Venereal Disease Research Laboratory test

From Wikipedia, the free encyclopedia

The Venereal Disease Research Laboratory test (VDRL) is a nontreponemal serological screening for syphilis that is also used to assess response to therapy, to detect of CNS involvement, and as an aid in the diagnosis of congenital syphilis. The basis of the test is that an antibody produced by a patient with syphilis reacts with an extract of ox heart (diphosphatidyl glycerol). It therefore detects anti-cardiolipin antibodies (IgG, IgM or IgA). Many other conditions can produce false positive results, including some viruses (mononucleosis, hepatitis), drugs, rheumatic fever, rheumatoid arthritis, lupus, and leprosy. The syphilis anti-cardiolipin antibodies are beta-2 glycoprotein independent,[1] where as those that occur in the antiphospholipid antibody syndrome (associated to lupus for example) are beta-2 glycoprotein dependent, and this can be used to tell them apart in an ELISA assay.[2] This test is very useful as the trend of titres are correlated to disease activity (i.e. falling titres indicate successful treatment). It has a very good sensitivity for syphilis, except in late tertiary form.

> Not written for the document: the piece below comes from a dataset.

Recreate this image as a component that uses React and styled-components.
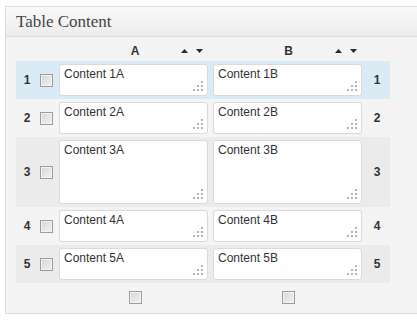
import styled, { createGlobalStyle } from "styled-components";

const GlobalStyle = createGlobalStyle`
  html, body {
    margin: 0;
    padding: 0;
    background: #ffffff;
    overflow: hidden;
  }
  body {
    font-family: "Liberation Sans", Arial, sans-serif;
  }
`;

const Page = styled.div`
  padding: 6px 0 0 5px;
`;

const Panel = styled.div`
  width: 420px;
  border: 1px solid #dcdcdc;
  border-right: none;
  background: #f4f4f4;
`;

const PanelHeader = styled.div`
  height: 29px;
  line-height: 29px;
  padding: 0 10px;
  background: linear-gradient(#f9f9f9, #ececec);
  border-bottom: 1px solid #dcdcdc;
  font-family: "Liberation Serif", "Times New Roman", serif;
  font-size: 17px;
  color: #464646;
`;

const PanelBody = styled.div`
  padding: 4px 0 0 10px;
`;

const COLUMNS = "21px 20px 153px 154px 26px";

const HeadRow = styled.div`
  display: grid;
  grid-template-columns: ${COLUMNS};
  height: 20px;
  align-items: center;
`;

const HeadCell = styled.div`
  grid-column: ${(p) => p.$col};
  display: grid;
  grid-template-columns: 1fr auto 1fr;
  align-items: center;
  padding: 0 7px 0 10px;
  font-size: 12px;
  font-weight: bold;
  color: #333;
`;

const Label = styled.span`
  grid-column: 2;
`;

const Sorter = styled.span`
  grid-column: 3;
  justify-self: end;
  display: flex;
  gap: 8px;
  margin-top: -1px;
`;

const Row = styled.div`
  display: grid;
  grid-template-columns: ${COLUMNS};
  align-items: center;
  padding: 3px 0;
  background: ${(p) => p.$bg};
  width: 374px;
`;

const Num = styled.div`
  text-align: center;
  font-size: 12px;
  font-weight: bold;
  color: #333;
  padding-left: ${(p) => p.$pad || 0}px;
`;

const CheckCell = styled.div`
  display: flex;
  justify-content: ${(p) => p.$justify || "flex-start"};
  padding-left: ${(p) => p.$pad || 0}px;
`;

const Check = styled.input.attrs({ type: "checkbox" })`
  appearance: none;
  margin: 0;
  width: 13px;
  height: 13px;
  border: 1px solid #9c9c9c;
  background: linear-gradient(135deg, #d6d6d6, #f2f2f2);
  box-shadow: inset 0 0 0 1px #f3f3f3;
  box-sizing: border-box;
`;

const FieldWrap = styled.div`
  position: relative;
  padding-left: ${(p) => p.$pad}px;
`;

const Field = styled.textarea`
  display: block;
  box-sizing: border-box;
  width: 149px;
  height: ${(p) => (p.$tall ? 64 : 32)}px;
  margin: 0;
  padding: 2px 4px;
  border: 1px solid #dadada;
  border-radius: 3px;
  background: #fff;
  resize: none;
  outline: none;
  font-family: "Liberation Sans", Arial, sans-serif;
  font-size: 12px;
  line-height: 15px;
  color: #333;
  overflow: hidden;
`;

const Grip = styled.svg`
  position: absolute;
  right: ${(p) => p.$right}px;
  bottom: 5px;
  pointer-events: none;
`;

const Footer = styled.div`
  display: grid;
  grid-template-columns: ${COLUMNS};
  height: 30px;
  align-items: start;
  padding-top: 8px;
  box-sizing: border-box;
`;

const Triangle = ({ down }) => (
  <svg width="7" height="4" viewBox="0 0 7 4">
    <path d={down ? "M0 0 H7 L3.5 4 Z" : "M0 4 H7 L3.5 0 Z"} fill="#2b2b2b" />
  </svg>
);

const GripDots = ({ right }) => (
  <Grip $right={right} width="10" height="10" viewBox="0 0 10 10">
    <g fill="#b4b4b4">
      <rect x="8" y="0" width="2" height="2" />
      <rect x="4" y="4" width="2" height="2" />
      <rect x="8" y="4" width="2" height="2" />
      <rect x="0" y="8" width="2" height="2" />
      <rect x="4" y="8" width="2" height="2" />
      <rect x="8" y="8" width="2" height="2" />
    </g>
  </Grip>
);

const rows = [
  { n: 1, bg: "#d9ebf5" },
  { n: 2, bg: "transparent" },
  { n: 3, bg: "#ebebeb", tall: true },
  { n: 4, bg: "transparent" },
  { n: 5, bg: "#ebebeb" },
];

export default function App() {
  return (
    <Page>
      <GlobalStyle />
      <Panel>
        <PanelHeader>Table Content</PanelHeader>
        <PanelBody>
          <HeadRow>
            <HeadCell $col={3}>
              <Label>A</Label>
              <Sorter>
                <Triangle />
                <Triangle down />
              </Sorter>
            </HeadCell>
            <HeadCell $col={4}>
              <Label>B</Label>
              <Sorter>
                <Triangle />
                <Triangle down />
              </Sorter>
            </HeadCell>
          </HeadRow>
          {rows.map((r) => (
            <Row key={r.n} $bg={r.bg}>
              <Num $pad={1}>{r.n}</Num>
              <CheckCell $pad={3}>
                <Check />
              </CheckCell>
              <FieldWrap $pad={2}>
                <Field $tall={r.tall} defaultValue={`Content ${r.n}A`} />
                <GripDots right={7} />
              </FieldWrap>
              <FieldWrap $pad={3}>
                <Field $tall={r.tall} defaultValue={`Content ${r.n}B`} />
                <GripDots right={7} />
              </FieldWrap>
              <Num $pad={0}>{r.n}</Num>
            </Row>
          ))}
          <Footer>
            <span />
            <span />
            <CheckCell $justify="center" $pad={3}>
              <Check />
            </CheckCell>
            <CheckCell $justify="center" $pad={3}>
              <Check />
            </CheckCell>
          </Footer>
        </PanelBody>
      </Panel>
    </Page>
  );
}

FTA-ABS is a far more specific test for syphilis and, in the presence of a positive VDRL test, indicates active infection.


[edit] References

  1. ^ Hunt JE, McNeil HP, Morgan GJ, Crameri RM, Krilis SA (1992). "A phospholipid-beta 2-glycoprotein I complex is an antigen for anticardiolipin antibodies occurring in autoimmune disease but not with infection". Lupus 1 (2): 75-81. doi:10.1177/096120339200100204. PMID 1301967. 
  2. ^ Kumar KS, Jyothy A, Prakash MS, Rani HS, Reddy PP (2002). "Beta2-glycoprotein I dependent anticardiolipin antibodies and lupus anticoagulant in patients with recurrent pregnancy loss". Journal of postgraduate medicine 48 (1): 5-10. PMID 12082318.